→ Collected data:

[BEGIN]

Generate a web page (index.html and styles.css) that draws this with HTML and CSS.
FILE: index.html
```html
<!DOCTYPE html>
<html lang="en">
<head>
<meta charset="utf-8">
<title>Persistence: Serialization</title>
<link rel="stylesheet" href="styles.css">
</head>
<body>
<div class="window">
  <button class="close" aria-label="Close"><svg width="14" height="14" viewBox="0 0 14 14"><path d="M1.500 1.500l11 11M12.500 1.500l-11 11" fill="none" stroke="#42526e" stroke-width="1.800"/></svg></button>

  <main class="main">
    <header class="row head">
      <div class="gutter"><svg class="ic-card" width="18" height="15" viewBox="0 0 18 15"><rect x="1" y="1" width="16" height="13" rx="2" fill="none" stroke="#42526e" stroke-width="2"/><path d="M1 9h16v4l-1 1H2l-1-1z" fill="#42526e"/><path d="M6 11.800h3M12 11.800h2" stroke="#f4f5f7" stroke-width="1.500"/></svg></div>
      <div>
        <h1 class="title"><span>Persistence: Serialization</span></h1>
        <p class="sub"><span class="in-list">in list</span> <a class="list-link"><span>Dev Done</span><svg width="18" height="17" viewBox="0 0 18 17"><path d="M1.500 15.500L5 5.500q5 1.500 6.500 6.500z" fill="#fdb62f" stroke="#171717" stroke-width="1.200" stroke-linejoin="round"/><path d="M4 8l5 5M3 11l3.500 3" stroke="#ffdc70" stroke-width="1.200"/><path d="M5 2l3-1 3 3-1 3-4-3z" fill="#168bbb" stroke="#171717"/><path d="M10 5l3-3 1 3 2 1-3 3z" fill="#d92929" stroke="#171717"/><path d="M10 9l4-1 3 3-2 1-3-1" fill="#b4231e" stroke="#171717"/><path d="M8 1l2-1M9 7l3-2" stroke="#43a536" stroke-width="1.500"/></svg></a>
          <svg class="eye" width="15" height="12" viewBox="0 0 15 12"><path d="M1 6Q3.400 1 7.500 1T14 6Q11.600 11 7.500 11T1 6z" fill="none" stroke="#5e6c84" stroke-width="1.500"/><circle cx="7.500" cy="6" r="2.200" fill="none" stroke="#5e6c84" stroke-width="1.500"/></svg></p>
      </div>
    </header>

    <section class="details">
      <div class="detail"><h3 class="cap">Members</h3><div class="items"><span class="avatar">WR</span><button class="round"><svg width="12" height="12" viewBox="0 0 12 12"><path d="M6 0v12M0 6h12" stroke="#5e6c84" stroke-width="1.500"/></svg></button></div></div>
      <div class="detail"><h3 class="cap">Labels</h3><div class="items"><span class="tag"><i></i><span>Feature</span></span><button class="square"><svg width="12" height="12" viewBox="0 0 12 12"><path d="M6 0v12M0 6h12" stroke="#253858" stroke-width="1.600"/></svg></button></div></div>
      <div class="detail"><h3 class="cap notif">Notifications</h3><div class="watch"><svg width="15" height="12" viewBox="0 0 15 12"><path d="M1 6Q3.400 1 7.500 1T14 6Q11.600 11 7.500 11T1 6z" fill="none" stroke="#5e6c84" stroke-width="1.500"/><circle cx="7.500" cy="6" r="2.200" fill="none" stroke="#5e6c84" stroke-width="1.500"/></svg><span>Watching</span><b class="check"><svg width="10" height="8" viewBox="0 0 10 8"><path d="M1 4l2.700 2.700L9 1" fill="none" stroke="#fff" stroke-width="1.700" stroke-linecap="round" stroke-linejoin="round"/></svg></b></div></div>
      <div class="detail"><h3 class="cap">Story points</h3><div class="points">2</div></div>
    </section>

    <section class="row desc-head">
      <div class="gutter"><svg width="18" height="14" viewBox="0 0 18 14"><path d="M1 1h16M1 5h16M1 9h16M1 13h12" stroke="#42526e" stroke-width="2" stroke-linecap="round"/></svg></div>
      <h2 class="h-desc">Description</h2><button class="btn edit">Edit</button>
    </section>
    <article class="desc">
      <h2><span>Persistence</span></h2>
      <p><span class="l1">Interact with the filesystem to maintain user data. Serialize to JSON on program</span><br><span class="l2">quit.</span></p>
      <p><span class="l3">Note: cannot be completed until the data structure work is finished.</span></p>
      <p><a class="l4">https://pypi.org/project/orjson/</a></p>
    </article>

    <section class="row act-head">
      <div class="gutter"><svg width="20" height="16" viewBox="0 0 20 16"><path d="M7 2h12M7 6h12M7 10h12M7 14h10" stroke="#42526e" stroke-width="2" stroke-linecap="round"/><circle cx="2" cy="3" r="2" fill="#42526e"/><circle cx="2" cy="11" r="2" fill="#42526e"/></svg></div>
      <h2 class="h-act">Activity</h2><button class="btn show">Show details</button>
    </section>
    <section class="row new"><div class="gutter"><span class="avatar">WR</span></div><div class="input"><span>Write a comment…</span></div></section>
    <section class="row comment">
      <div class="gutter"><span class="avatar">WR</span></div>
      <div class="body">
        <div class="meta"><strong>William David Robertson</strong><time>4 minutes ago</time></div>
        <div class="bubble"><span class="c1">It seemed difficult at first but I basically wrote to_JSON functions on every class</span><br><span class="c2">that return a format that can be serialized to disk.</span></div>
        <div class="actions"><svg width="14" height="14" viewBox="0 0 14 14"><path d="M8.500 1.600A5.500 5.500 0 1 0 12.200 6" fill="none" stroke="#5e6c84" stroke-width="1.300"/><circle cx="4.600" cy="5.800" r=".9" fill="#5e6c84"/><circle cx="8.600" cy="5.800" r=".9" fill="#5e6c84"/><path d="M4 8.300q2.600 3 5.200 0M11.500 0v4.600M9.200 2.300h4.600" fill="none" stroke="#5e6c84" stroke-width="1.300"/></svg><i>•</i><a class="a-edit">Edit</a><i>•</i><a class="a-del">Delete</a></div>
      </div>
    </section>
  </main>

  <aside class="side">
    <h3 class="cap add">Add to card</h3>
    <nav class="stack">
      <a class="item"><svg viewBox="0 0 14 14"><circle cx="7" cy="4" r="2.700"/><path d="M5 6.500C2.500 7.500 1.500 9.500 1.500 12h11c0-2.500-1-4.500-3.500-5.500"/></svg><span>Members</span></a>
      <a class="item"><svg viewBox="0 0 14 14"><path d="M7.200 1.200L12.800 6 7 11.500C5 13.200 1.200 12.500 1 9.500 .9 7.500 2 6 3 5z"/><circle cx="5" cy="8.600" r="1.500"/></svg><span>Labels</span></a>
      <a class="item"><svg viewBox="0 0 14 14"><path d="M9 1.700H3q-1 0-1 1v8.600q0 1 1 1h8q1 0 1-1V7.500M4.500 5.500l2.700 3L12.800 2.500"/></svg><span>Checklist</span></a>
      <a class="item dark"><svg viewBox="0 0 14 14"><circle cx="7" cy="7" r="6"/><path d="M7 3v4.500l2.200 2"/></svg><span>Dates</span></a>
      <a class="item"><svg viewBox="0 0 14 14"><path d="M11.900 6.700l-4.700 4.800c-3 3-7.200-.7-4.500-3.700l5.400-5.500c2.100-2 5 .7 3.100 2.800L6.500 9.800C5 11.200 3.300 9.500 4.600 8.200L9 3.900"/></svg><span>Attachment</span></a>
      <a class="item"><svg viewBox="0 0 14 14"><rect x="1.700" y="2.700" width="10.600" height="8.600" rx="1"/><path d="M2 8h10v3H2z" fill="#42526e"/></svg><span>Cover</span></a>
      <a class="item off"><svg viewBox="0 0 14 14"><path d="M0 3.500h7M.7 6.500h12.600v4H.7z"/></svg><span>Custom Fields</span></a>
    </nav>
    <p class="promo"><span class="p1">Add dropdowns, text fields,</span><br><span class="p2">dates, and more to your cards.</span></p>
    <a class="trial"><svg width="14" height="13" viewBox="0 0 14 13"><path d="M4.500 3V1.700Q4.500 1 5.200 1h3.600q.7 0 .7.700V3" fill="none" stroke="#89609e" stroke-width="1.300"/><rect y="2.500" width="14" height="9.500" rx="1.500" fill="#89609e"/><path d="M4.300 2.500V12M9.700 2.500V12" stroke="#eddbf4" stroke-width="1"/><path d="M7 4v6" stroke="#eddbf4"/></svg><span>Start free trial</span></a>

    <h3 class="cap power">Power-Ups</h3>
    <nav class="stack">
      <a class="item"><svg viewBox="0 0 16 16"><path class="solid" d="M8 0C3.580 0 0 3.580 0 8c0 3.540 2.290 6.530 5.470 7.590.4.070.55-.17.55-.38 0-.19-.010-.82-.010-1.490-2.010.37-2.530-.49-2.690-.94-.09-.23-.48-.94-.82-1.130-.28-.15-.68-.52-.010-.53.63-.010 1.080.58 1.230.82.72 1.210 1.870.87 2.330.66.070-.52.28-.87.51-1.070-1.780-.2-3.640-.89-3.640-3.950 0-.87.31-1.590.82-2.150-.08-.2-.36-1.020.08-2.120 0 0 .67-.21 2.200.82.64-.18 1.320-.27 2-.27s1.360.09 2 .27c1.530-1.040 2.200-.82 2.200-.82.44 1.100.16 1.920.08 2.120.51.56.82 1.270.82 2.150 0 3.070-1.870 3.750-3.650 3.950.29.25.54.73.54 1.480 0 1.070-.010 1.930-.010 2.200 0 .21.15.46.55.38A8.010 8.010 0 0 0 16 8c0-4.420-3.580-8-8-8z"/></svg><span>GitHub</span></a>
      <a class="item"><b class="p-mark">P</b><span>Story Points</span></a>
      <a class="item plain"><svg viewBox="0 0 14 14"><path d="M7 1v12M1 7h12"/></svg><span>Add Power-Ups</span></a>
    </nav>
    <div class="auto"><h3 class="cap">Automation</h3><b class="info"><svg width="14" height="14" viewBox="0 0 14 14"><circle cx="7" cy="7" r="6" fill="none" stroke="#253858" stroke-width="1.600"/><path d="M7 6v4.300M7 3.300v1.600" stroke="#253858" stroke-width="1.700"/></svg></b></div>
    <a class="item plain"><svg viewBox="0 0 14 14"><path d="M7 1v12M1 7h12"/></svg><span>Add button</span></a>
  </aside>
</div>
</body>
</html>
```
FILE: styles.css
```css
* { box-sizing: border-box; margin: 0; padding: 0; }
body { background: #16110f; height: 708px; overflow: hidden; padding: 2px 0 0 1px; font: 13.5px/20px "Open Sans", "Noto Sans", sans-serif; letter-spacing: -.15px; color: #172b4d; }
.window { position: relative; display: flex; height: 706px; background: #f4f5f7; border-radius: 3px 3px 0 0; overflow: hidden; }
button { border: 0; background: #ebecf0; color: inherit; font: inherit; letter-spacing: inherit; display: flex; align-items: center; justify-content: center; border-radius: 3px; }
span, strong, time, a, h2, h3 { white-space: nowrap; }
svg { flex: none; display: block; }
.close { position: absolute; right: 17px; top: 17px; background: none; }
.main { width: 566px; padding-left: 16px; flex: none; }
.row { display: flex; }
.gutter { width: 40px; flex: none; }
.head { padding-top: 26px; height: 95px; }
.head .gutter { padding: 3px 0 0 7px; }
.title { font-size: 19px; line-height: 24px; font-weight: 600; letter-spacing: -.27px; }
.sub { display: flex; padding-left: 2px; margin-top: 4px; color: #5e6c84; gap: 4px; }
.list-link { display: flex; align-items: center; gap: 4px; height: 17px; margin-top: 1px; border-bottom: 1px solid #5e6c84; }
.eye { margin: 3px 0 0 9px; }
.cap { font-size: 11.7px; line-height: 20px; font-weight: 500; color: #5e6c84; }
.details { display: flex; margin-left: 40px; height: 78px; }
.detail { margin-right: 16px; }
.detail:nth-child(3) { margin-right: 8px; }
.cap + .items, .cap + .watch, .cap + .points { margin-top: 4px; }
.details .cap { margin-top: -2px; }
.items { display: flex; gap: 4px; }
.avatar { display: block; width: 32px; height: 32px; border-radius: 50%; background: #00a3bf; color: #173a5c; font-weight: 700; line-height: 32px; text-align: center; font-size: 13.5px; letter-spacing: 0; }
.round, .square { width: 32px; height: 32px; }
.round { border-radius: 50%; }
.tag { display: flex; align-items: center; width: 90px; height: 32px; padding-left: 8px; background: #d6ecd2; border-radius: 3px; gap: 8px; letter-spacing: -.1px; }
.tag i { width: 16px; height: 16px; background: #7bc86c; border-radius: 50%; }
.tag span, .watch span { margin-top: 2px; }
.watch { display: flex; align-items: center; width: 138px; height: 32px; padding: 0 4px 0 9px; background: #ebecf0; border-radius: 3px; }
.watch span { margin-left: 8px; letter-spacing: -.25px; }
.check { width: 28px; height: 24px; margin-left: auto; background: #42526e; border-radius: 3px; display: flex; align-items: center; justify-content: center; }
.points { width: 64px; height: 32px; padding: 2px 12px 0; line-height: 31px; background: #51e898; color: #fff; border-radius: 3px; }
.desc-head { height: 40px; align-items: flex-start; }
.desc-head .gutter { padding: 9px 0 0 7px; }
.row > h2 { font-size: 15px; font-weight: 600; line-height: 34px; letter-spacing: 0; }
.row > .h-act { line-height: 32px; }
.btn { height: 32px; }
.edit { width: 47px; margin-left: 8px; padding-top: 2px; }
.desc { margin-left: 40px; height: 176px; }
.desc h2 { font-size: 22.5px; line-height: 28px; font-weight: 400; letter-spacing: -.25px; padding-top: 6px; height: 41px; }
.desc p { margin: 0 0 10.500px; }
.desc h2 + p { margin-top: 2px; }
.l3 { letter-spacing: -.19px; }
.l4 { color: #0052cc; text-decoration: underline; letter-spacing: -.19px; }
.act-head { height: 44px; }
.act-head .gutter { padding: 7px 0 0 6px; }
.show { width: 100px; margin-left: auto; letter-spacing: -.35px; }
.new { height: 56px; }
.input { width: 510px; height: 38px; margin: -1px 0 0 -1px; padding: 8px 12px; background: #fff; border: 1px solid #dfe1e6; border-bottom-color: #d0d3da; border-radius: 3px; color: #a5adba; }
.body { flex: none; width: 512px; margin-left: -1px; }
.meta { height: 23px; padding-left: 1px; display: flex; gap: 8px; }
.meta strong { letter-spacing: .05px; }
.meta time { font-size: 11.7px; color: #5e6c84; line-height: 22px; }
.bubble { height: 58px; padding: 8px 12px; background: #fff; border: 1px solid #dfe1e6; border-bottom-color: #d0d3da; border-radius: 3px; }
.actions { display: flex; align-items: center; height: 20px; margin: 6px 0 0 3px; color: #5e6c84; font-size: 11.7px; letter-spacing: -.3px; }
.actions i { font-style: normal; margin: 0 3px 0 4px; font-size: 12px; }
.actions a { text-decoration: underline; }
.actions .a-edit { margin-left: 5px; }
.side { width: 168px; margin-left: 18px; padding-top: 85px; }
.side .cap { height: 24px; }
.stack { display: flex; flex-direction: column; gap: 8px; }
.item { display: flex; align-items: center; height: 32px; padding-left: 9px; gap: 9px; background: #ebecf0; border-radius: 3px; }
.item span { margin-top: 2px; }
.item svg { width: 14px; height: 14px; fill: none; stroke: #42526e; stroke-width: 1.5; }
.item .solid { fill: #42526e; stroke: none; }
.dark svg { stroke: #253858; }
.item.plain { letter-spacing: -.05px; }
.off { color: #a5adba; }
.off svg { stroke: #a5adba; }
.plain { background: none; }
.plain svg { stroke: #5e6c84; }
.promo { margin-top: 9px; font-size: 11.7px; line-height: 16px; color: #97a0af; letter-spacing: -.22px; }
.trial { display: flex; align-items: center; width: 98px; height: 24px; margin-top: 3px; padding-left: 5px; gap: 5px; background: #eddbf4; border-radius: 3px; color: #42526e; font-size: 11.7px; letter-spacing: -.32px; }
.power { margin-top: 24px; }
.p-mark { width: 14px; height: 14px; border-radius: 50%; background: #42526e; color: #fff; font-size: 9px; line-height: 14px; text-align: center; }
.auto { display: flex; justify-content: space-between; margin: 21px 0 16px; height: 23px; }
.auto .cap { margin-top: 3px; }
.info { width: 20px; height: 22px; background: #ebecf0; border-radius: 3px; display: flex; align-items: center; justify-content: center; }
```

[END]

→ Requirements: Copy out all lines from the material above that contain the string "index".

→ Complete output:
Generate a web page (index.html and styles.css) that draws this with HTML and CSS.
FILE: index.html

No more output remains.